Source material
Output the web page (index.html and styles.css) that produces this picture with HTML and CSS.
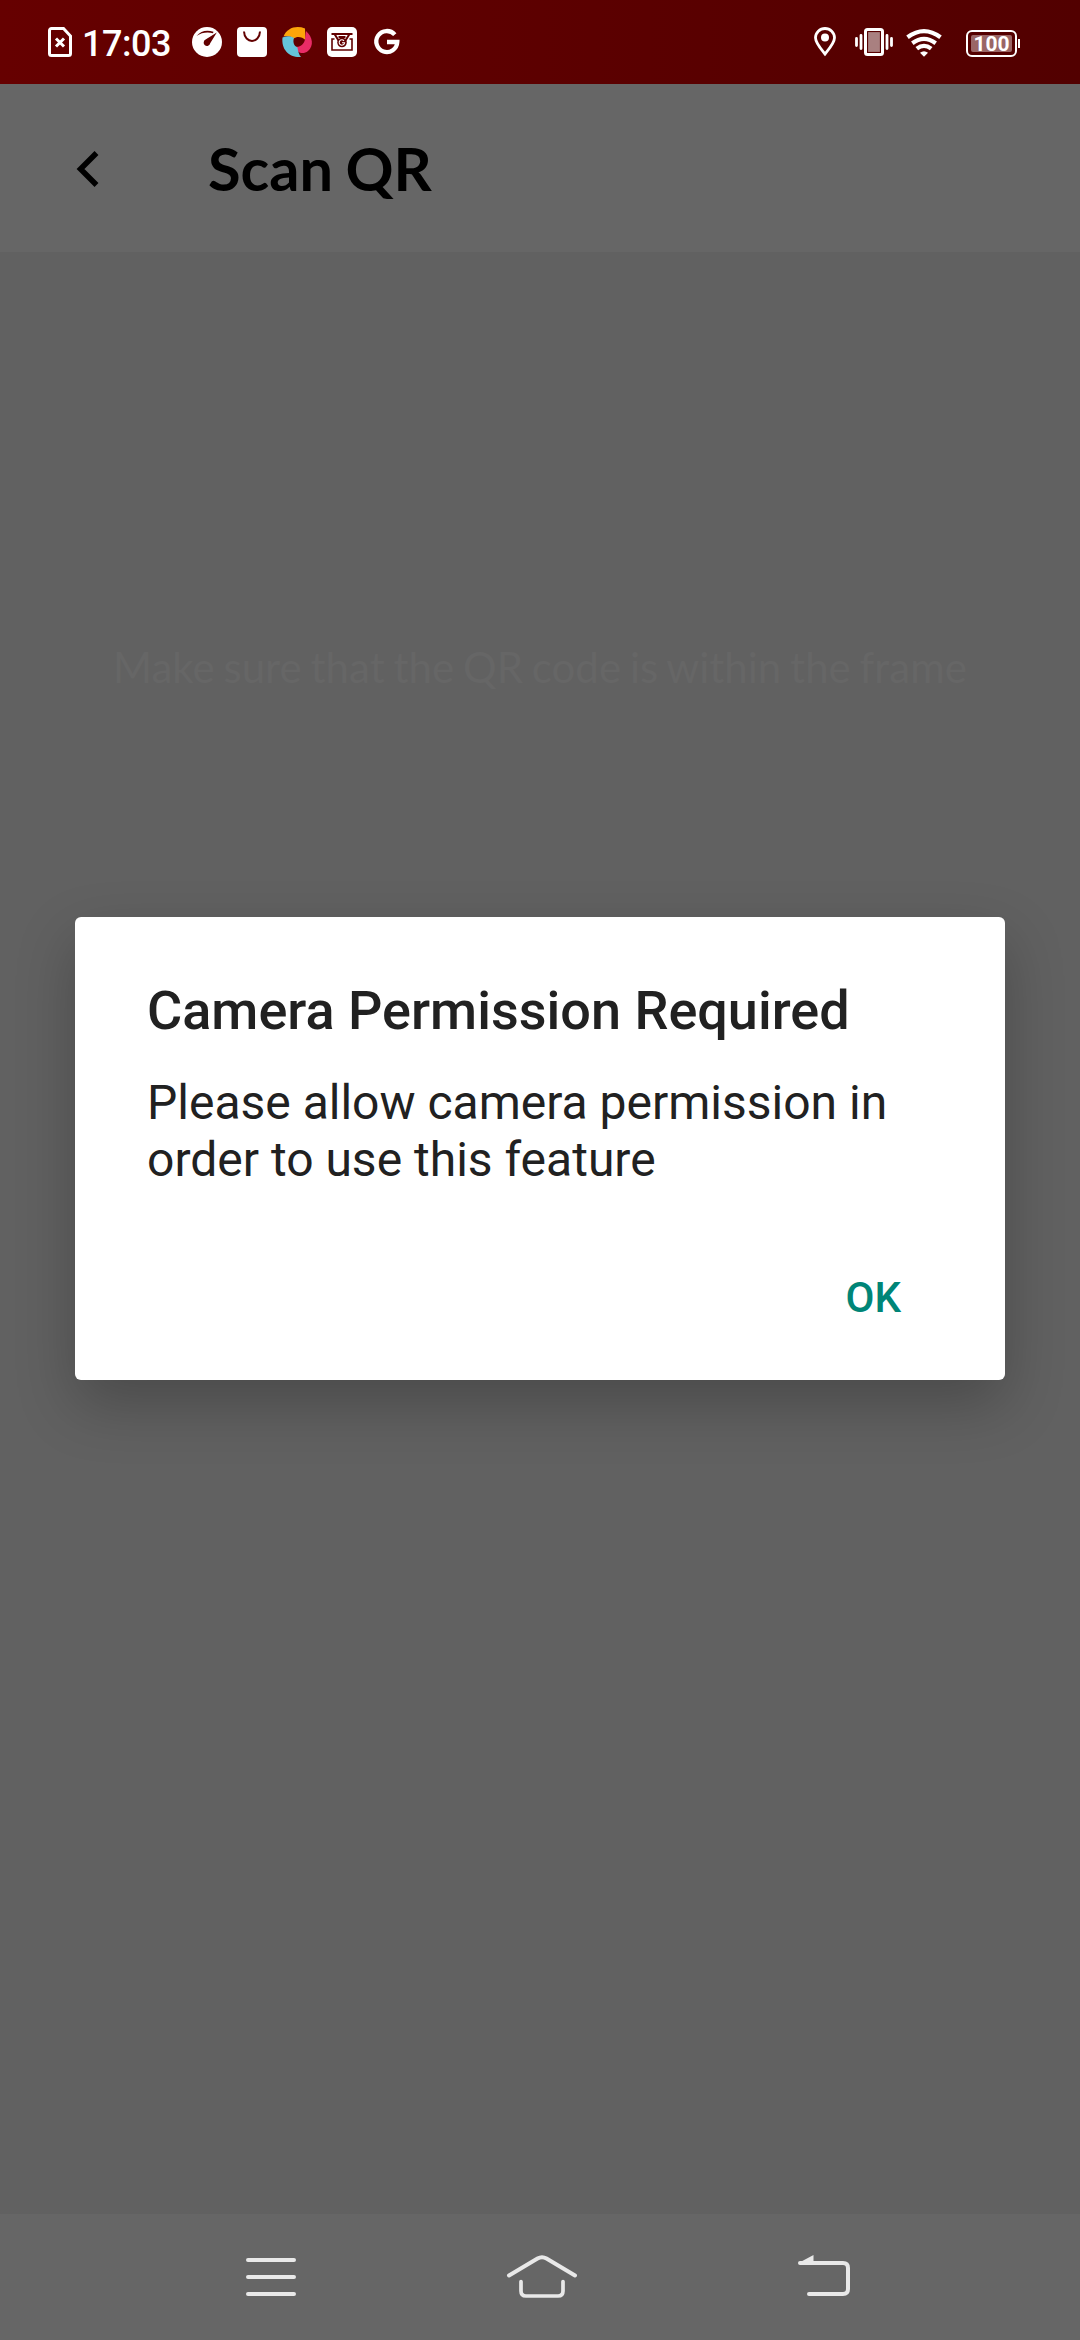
FILE: index.html
```html
<!DOCTYPE html>
<html lang="en">
<head>
<meta charset="utf-8">
<title>Scan QR</title>
<link rel="stylesheet" href="styles.css">
</head>
<body>
<div class="screen">
  <header class="status-bar">
    <svg class="icon-sim" width="24" height="30" viewBox="0 0 24 30"><path d="M3.5 1.5H15.5L22.5 9V26.5a2 2 0 0 1-2 2h-17a2 2 0 0 1-2-2v-23a2 2 0 0 1 2-2z" fill="none" stroke="#fff" stroke-width="3"/><path d="M8 11.5l8 8M16 11.5l-8 8" stroke="#fff" stroke-width="3"/></svg>
    <span class="clock">17:03</span>
    <div class="notifications">
      <svg width="30" height="30" viewBox="0 0 30 30"><circle cx="15" cy="15" r="15" fill="#fff"/><path d="M4.500 9Q11 1.500 21.500 4.800L21 6.200Q12 4 4.500 9z" fill="#620000"/><path d="M24.800 5.500L18.200 16.200a3.300 3.300 0 1 1-4.600-3.600z" fill="#620000"/></svg>
      <svg width="30" height="30" viewBox="0 0 30 30"><rect width="30" height="30" rx="4" fill="#fff"/><path d="M7 4.500c.5 12.500 15.500 12.500 16 0" fill="none" stroke="#620000" stroke-width="2"/></svg>
      <svg width="30" height="30" viewBox="0 0 30 30"><path d="M1.500 9.500C5 1 14-2 23 1.500L23.500 13C20 9.500 15 9 11.500 11.500 8 9 5 8.500 1.500 9.500z" fill="#fda50a"/><path d="M24 4C31 10 32 19 26 24 21 28 15 26 12 19.500 18 21 22.500 17 23 12z" fill="#e92c66"/><path d="M0.500 10.500C5 8.500 9 9 12 11 10.500 15 12 19 15.500 20.500 16 24 17 28 19 30 8 31-1 23 .5 10.500z" fill="#65c4da"/></svg>
      <svg width="30" height="30" viewBox="0 0 30 30"><rect width="30" height="30" rx="5" fill="#fff"/><path d="M4.500 7H25.500M7.500 7l4 6.500M22.500 7l-4 6.500M11.500 10h7" stroke="#620000" stroke-width="2" fill="none"/><path d="M7.500 12H5V23H25V12h-2.500" fill="none" stroke="#620000" stroke-width="1.600"/><circle cx="15" cy="15.500" r="4.800" fill="#620000"/><path d="M17 13.800a2.700 2.700 0 1 0 .6 2H15" fill="none" stroke="#fff" stroke-width="1.100"/></svg>
      <svg class="icon-g" width="26" height="26" viewBox="0 0 26 26"><path d="M20.800 5.700A10.500 10.500 0 1 0 23.300 13H13" fill="none" stroke="#fff" stroke-width="4.300"/></svg>
    </div>
    <div class="system">
      <svg width="22" height="30" viewBox="0 0 22 30"><path d="M11 27C6.500 21.500 1.500 16 1.500 10.800a9.500 9.300 0 0 1 19 0C20.500 16 15.500 21.500 11 27z" fill="none" stroke="#fff" stroke-width="2.800"/><circle cx="11" cy="10.500" r="4" fill="#fff"/></svg>
      <svg width="38" height="30" viewBox="0 0 38 30"><rect x="10.500" y="2.500" width="17" height="25" rx="2" fill="#a98080"/><rect x="12.500" y="4.500" width="13" height="21" fill="none" stroke="#570000" stroke-width="1.200"/><rect x="10.500" y="2.500" width="17" height="25" rx="2" fill="none" stroke="#fff" stroke-width="3"/><path d="M6 8.500v13M32 8.500v13M1.500 11.500v7M36.500 11.500v7" stroke="#fff" stroke-width="2.800" stroke-linecap="round"/></svg>
      <svg class="icon-wifi" width="36" height="28" viewBox="0 0 36 28"><g fill="none" stroke="#fff" stroke-width="4.200"><path d="M1.500 8.300Q18-4 34.500 8.300"/><path d="M6.300 14.200Q18 5.600 29.700 14.200"/><path d="M10.800 19.700Q18 14 25.200 19.700"/></g><path d="M14 23.800Q18 20.800 22 23.800L18 27.700z" fill="#fff"/></svg>
      <div class="battery"><span class="level">100</span></div>
    </div>
  </header>
  <div class="toolbar">
    <svg class="back" width="22" height="36" viewBox="0 0 22 36"><path d="M19.500 2L3.500 18l16 16" fill="none" stroke="#000" stroke-width="5.500"/></svg>
    <h1 class="page-title">Scan QR</h1>
  </div>
  <main class="scanner">
    <p class="hint">Make sure that the QR code is within the frame</p>
  </main>
  <nav class="nav-bar">
    <svg width="50" height="44" viewBox="0 0 50 44"><path d="M2 5h46M2 22h46M2 39h46" stroke="#e9e9e9" stroke-width="4" stroke-linecap="round"/></svg>
    <svg class="nav-home" width="72" height="44" viewBox="0 0 72 44"><g fill="none" stroke="#e9e9e9" stroke-width="4" stroke-linecap="round"><path d="M3 20.500L31.500 3.500Q36 1 40.500 3.500L69 20.500"/><path d="M15 26.500V36Q15 41 20 41H52Q57 41 57 36V26.500" stroke-width="3.700"/></g></svg>
    <svg width="52" height="44" viewBox="0 0 52 44"><path d="M2 8H45Q50 8 50 13V34Q50 39 45 39H11" fill="none" stroke="#e9e9e9" stroke-width="4" stroke-linecap="round"/><path d="M0.500 8L15.500 0V9H1.500z" fill="#e9e9e9"/></svg>
  </nav>
  <div class="overlay">
    <section class="dialog" role="alertdialog">
      <h2 class="dialog-title">Camera Permission Required</h2>
      <p class="dialog-text">Please allow camera permission in order to use this feature</p>
      <div class="actions"><button class="ok">OK</button></div>
    </section>
  </div>
</div>
</body>
</html>
```

FILE: styles.css
```css
* { box-sizing: border-box; margin: 0; }
body { background: #616161; font-family: Roboto, sans-serif; }
svg { display: block; flex: none; overflow: visible; }
.screen { position: relative; width: 1080px; height: 2340px; display: flex; flex-direction: column; overflow: hidden; }

.status-bar { height: 84px; flex: none; display: flex; align-items: center; padding: 0 60px 0 48px; background: linear-gradient(90deg, #660000, #520000); color: #fff; }
.clock { margin-left: 10px; width: 93px; padding-top: 3px; font-size: 36px; font-weight: 500; line-height: 42px; letter-spacing: -.5px; }
.notifications { display: flex; align-items: center; gap: 15px; margin-left: 17px; }
.icon-g { margin-left: 2px; }
.system { display: flex; align-items: center; margin-left: auto; }
.system svg:nth-child(2) { margin-left: 19px; }
.system .icon-wifi { margin: 2px 0 0 13px; }
.battery { position: relative; width: 51px; height: 27px; margin: 2px 3px 0 24px; padding: 3px; border: 2px solid #fff; border-radius: 6px; }
.battery::after { content: ""; position: absolute; right: -5px; top: 7px; width: 2px; height: 9px; background: #fff; }
.level { display: block; height: 17px; border-radius: 2px; background: #9a6666; font-size: 21px; font-weight: 700; line-height: 18px; text-align: center; }

.toolbar { height: 168px; flex: none; display: flex; align-items: center; padding-left: 77px; background: #666; }
.back { margin-top: 2px; }
.page-title { margin-left: 109px; font: 700 59.5px/72px Lato, sans-serif; word-spacing: -2px; color: #000; }

.scanner { flex: 1; padding-top: 389px; background: #616161; }
.hint { font: 400 42px/52px Lato, sans-serif; word-spacing: -1.9px; color: #666; text-align: center; white-space: nowrap; }

.nav-bar { height: 126px; flex: none; display: flex; justify-content: space-between; align-items: flex-start; padding: 41px 230px 0 246px; background: #666; }
.nav-home { margin-right: 11px; }

.overlay { position: absolute; inset: 0; display: flex; align-items: flex-start; justify-content: center; padding-top: 917px; }
.dialog { width: 930px; height: 463px; padding: 62px 72px 0; background: #fff; border-radius: 6px; box-shadow: 0 24px 60px rgba(0, 0, 0, .24); color: #212121; }
.dialog-title { font-size: 54px; font-weight: 500; line-height: 64px; white-space: nowrap; }
.dialog-text { margin-top: 31px; font-size: 48px; line-height: 57px; }
.actions { display: flex; justify-content: flex-end; margin-top: 85px; padding-right: 32px; }
.ok { padding: 0; border: 0; background: none; color: #008577; font: 500 42px/50px Roboto, sans-serif; }
```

To be done
Count every line in the listing above that holds "page", then report only the count.

Solved problem
3